REST kenne ich nicht,  schau mir das mal an. 

@Latenzen 
Ich gehe eh vom Anwendungsfall wlan (mit kurzen Abständen)  aus. Vergleichbar mit Fy by wire (nur eben ohne wire). 
Übers internet wäre dann eher so was wie der mars Rover (dauert halt bis response kommt) 

Ideal wäre ein Standard der Beides kann,  aber erstes ist (viel)  wichtiger.


----------



## dayaftereh (29. Jul 2016)

Hey. Ich weiß nicht was du genau vor hast. Wenn du Plattform unabhängig bleiben willst würde ich ins Web gehen. 

Das heißt, ich würde einen Webserver entwickeln der eine Rest API hat über die du deine Sensordaten abfragen kannst. Zudem hat der Webserver eine Singel-Page Webapplikationen zB AngularJS, die die Sensordaten vom Server holt und dann an die Webseite schick bzw anzeigt.

Wenn du Daten in Echtzeit haben willst kannst du websocket benutzen. Ist wie ein TCP Socket, nur mit einem kleinen Protokoll.

Damit sparst du dir die App Entwicklung und kannst die Webseite auch über einen Desktop Rechner oder iOS benutzen.


----------



## KIllrogg (29. Jul 2016)

Ok... 
REST ist zwar interessant,  aber websocket erscheint mir genau die Features zu liefern die ich will. (für andere noobs hier ein link der schnell zusammenfasst was websocket so kann: 
http://www.html5rocks.com/de/tutorials/websockets/basics/) 

Ist aber leider anscheinend ein größerer Brocken zu kennen lernen (jetty usw.. ) 

Danke Leute für euren Support!


----------



## Andy17 (29. Jul 2016)

Ich würde in deinem Anwendungsfall auch einen Applicationserver aufsetzen, welcher REST-Schnittstellen anbietet.

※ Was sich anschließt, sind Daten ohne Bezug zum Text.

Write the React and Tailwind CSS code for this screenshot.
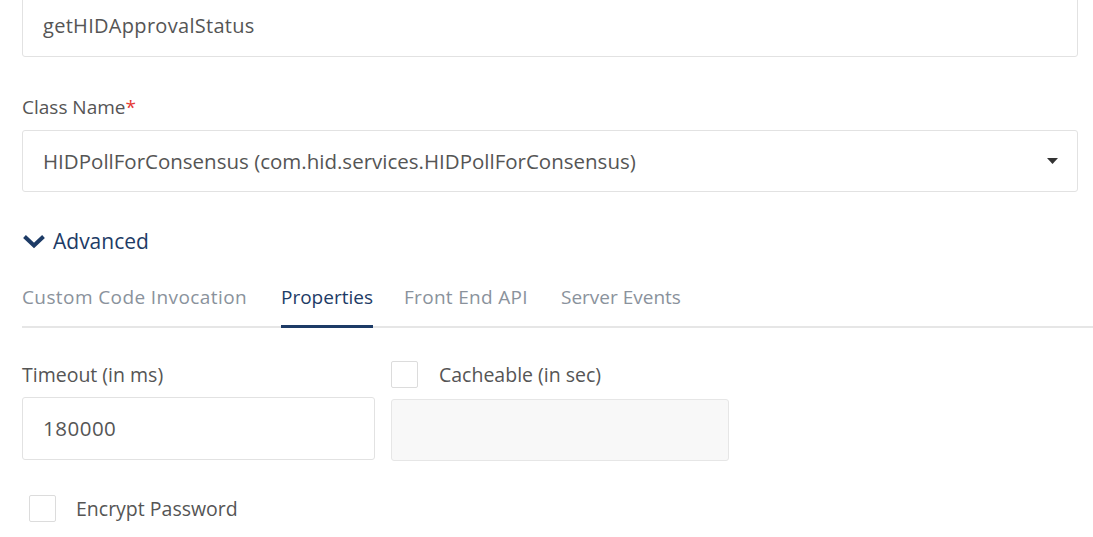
function Checkbox() {
  return <div className="w-[27px] h-[27px] border border-[#dcdcdc] bg-white rounded-[2px] shrink-0" />;
}

export default function App() {
  return (
    <div
      className="w-[1093px] h-[537px] overflow-hidden bg-white text-[#555]"
      style={{ fontFamily: '"Open Sans", "Noto Sans", sans-serif' }}
    >
      <div className="pl-[22px] pr-[15px] mt-[-5px]">
        <div className="h-[62px] border border-[#e2e2e2] rounded-[3px] flex items-center px-[20px] text-[20px] tracking-[0.3px]">
          getHIDApprovalStatus
        </div>

        <div className="mt-[38px] text-[19px] leading-[24px]">
          Class Name<span className="text-[#e53935]">*</span>
        </div>

        <div className="mt-[11px] h-[62px] border border-[#e2e2e2] rounded-[3px] flex items-center justify-between pl-[20px] pr-[19px] text-[20.5px]">
          <span>HIDPollForConsensus (com.hid.services.HIDPollForConsensus)</span>
          <svg width="11" height="6" viewBox="0 0 11 6">
            <path d="M0 0 H11 L5.5 6 Z" fill="#333" />
          </svg>
        </div>

        <div className="mt-[36px] flex items-center text-[#1d3b66] text-[21px] leading-[26px] font-medium">
          <svg width="24" height="15" viewBox="0 0 24 15" className="mr-[7px]">
            <polyline points="2.5,2.5 12,11.5 21.5,2.5" fill="none" stroke="#1d3b66" strokeWidth="4" />
          </svg>
          <span>Advanced</span>
        </div>
      </div>

      <div className="ml-[22px] mt-[31px] border-b-2 border-[#e6e6e6] flex text-[19px] leading-[24px] text-[#8a929c]">
        <div className="w-[227px] pb-[17px] tracking-[0.4px]">Custom Code Invocation</div>
        <div className="ml-[32px] w-[92px] pb-[14px] text-center text-[#1d3b66] border-b-[3px] border-[#1d3b66] mb-[-2px]">
          Properties
        </div>
        <div className="ml-[31px] w-[125px] pb-[17px] tracking-[0.3px]">Front End API</div>
        <div className="ml-[32px] pb-[17px]">Server Events</div>
      </div>

      <div className="pl-[22px] mt-[33px] flex gap-[16px]">
        <div className="w-[353px]">
          <div className="text-[19.5px] leading-[24px] mt-[2px]">Timeout (in ms)</div>
          <div className="mt-[10px] h-[63px] border border-[#e2e2e2] rounded-[3px] flex items-center px-[20px] text-[20.5px] tracking-[0.5px]">
            180000
          </div>
        </div>
        <div className="w-[338px]">
          <div className="flex items-center">
            <Checkbox />
            <span className="ml-[21px] text-[19.5px] leading-[24px]">Cacheable (in sec)</span>
          </div>
          <div className="mt-[11px] h-[62px] border border-[#e6e6e6] rounded-[3px] bg-[#f8f8f8]" />
        </div>
      </div>

      <div className="pl-[29px] mt-[34px] flex items-center">
        <Checkbox />
        <span className="ml-[20px] text-[19.5px] leading-[24px]">Encrypt Password</span>
      </div>
    </div>
  );
}
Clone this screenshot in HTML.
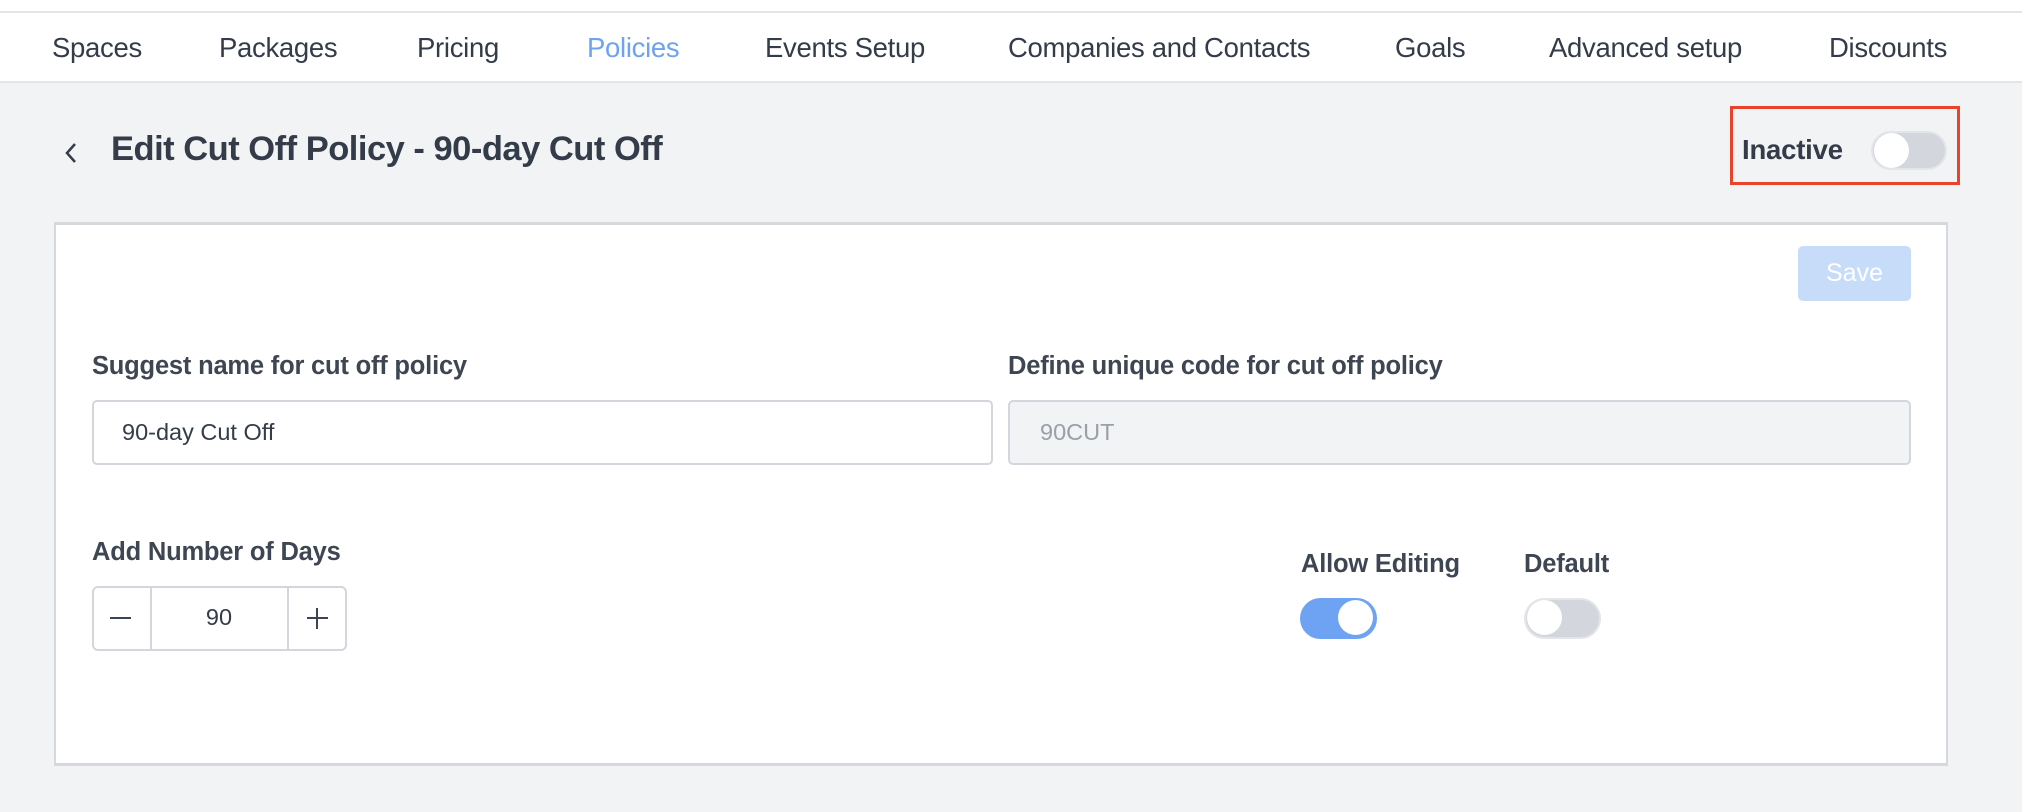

Da du eine Android-App nutzen möchtest, klingt der Anwendungsfall, dass Du auch mal aus dem WAN kommst, recht realistisch.

Du solltest noch an Security-Aspekte denken. Nutze vielleicht HTTPS und shared-Secrets um deine Anwendung und deine App zu authentifizieren. Wenn ich an Motorensteuerung denke, dann wäre Sicherheit ja vielleicht auch ein Aspekt, den du berücksichtigen solltest.


----------